▶ **PROVIDED DATA**
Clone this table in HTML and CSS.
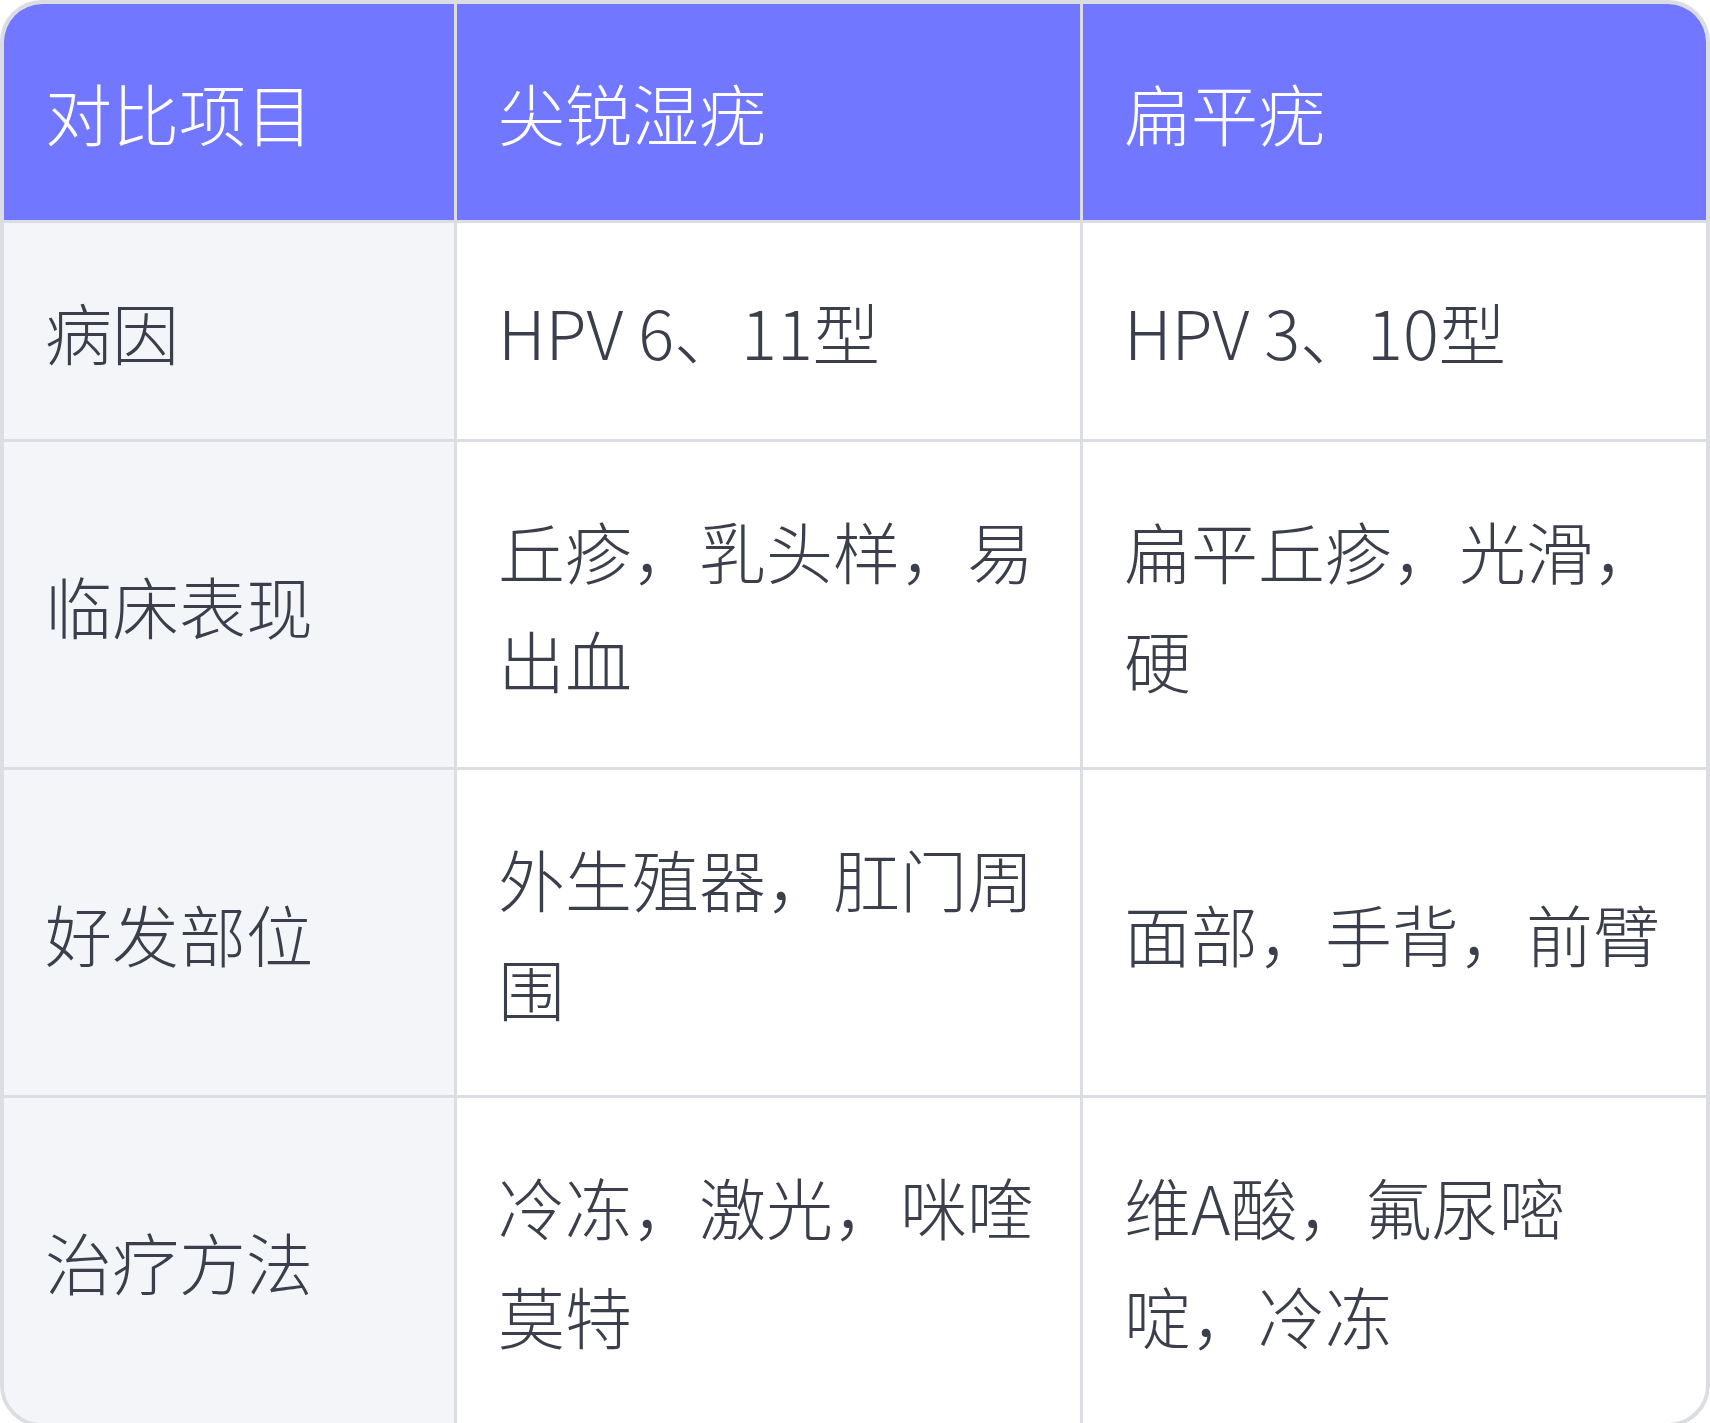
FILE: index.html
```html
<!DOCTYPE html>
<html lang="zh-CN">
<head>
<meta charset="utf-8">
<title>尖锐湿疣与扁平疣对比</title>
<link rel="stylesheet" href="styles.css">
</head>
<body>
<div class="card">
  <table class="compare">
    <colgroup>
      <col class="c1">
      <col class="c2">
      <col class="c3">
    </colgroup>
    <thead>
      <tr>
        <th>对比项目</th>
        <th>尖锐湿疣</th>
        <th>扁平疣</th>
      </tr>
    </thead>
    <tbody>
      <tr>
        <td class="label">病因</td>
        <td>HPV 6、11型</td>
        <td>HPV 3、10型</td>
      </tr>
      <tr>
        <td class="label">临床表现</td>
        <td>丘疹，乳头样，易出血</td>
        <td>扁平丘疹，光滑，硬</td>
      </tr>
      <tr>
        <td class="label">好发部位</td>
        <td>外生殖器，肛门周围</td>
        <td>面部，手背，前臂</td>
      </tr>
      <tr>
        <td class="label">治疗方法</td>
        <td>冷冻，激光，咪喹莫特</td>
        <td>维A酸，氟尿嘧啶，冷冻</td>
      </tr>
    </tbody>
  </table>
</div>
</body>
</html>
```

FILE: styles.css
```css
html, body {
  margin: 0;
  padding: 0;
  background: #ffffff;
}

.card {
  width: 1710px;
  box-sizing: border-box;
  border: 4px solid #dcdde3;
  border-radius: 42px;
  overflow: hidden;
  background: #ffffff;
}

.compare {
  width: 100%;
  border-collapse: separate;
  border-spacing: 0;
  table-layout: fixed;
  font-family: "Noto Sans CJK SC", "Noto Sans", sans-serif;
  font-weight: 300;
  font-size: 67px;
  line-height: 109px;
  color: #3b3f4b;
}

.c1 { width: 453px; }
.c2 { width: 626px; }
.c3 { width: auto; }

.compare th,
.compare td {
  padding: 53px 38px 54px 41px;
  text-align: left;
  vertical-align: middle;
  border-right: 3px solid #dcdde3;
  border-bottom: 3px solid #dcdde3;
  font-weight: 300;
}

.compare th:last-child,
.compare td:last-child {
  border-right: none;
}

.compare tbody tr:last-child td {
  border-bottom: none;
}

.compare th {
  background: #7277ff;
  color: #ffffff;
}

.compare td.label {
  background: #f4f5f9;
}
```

▶ **WORK INSTRUCTIONS**
Keep the pictures out of the copy and write out the data exactly as it stands.

▶ **PROBLEM SOLUTION**
Clone this table in HTML and CSS.
FILE: index.html
```html
<!DOCTYPE html>
<html lang="zh-CN">
<head>
<meta charset="utf-8">
<title>尖锐湿疣与扁平疣对比</title>
<link rel="stylesheet" href="styles.css">
</head>
<body>
<div class="card">
  <table class="compare">
    <colgroup>
      <col class="c1">
      <col class="c2">
      <col class="c3">
    </colgroup>
    <thead>
      <tr>
        <th>对比项目</th>
        <th>尖锐湿疣</th>
        <th>扁平疣</th>
      </tr>
    </thead>
    <tbody>
      <tr>
        <td class="label">病因</td>
        <td>HPV 6、11型</td>
        <td>HPV 3、10型</td>
      </tr>
      <tr>
        <td class="label">临床表现</td>
        <td>丘疹，乳头样，易出血</td>
        <td>扁平丘疹，光滑，硬</td>
      </tr>
      <tr>
        <td class="label">好发部位</td>
        <td>外生殖器，肛门周围</td>
        <td>面部，手背，前臂</td>
      </tr>
      <tr>
        <td class="label">治疗方法</td>
        <td>冷冻，激光，咪喹莫特</td>
        <td>维A酸，氟尿嘧啶，冷冻</td>
      </tr>
    </tbody>
  </table>
</div>
</body>
</html>
```

FILE: styles.css
```css
html, body {
  margin: 0;
  padding: 0;
  background: #ffffff;
}

.card {
  width: 1710px;
  box-sizing: border-box;
  border: 4px solid #dcdde3;
  border-radius: 42px;
  overflow: hidden;
  background: #ffffff;
}

.compare {
  width: 100%;
  border-collapse: separate;
  border-spacing: 0;
  table-layout: fixed;
  font-family: "Noto Sans CJK SC", "Noto Sans", sans-serif;
  font-weight: 300;
  font-size: 67px;
  line-height: 109px;
  color: #3b3f4b;
}

.c1 { width: 453px; }
.c2 { width: 626px; }
.c3 { width: auto; }

.compare th,
.compare td {
  padding: 53px 38px 54px 41px;
  text-align: left;
  vertical-align: middle;
  border-right: 3px solid #dcdde3;
  border-bottom: 3px solid #dcdde3;
  font-weight: 300;
}

.compare th:last-child,
.compare td:last-child {
  border-right: none;
}

.compare tbody tr:last-child td {
  border-bottom: none;
}

.compare th {
  background: #7277ff;
  color: #ffffff;
}

.compare td.label {
  background: #f4f5f9;
}
```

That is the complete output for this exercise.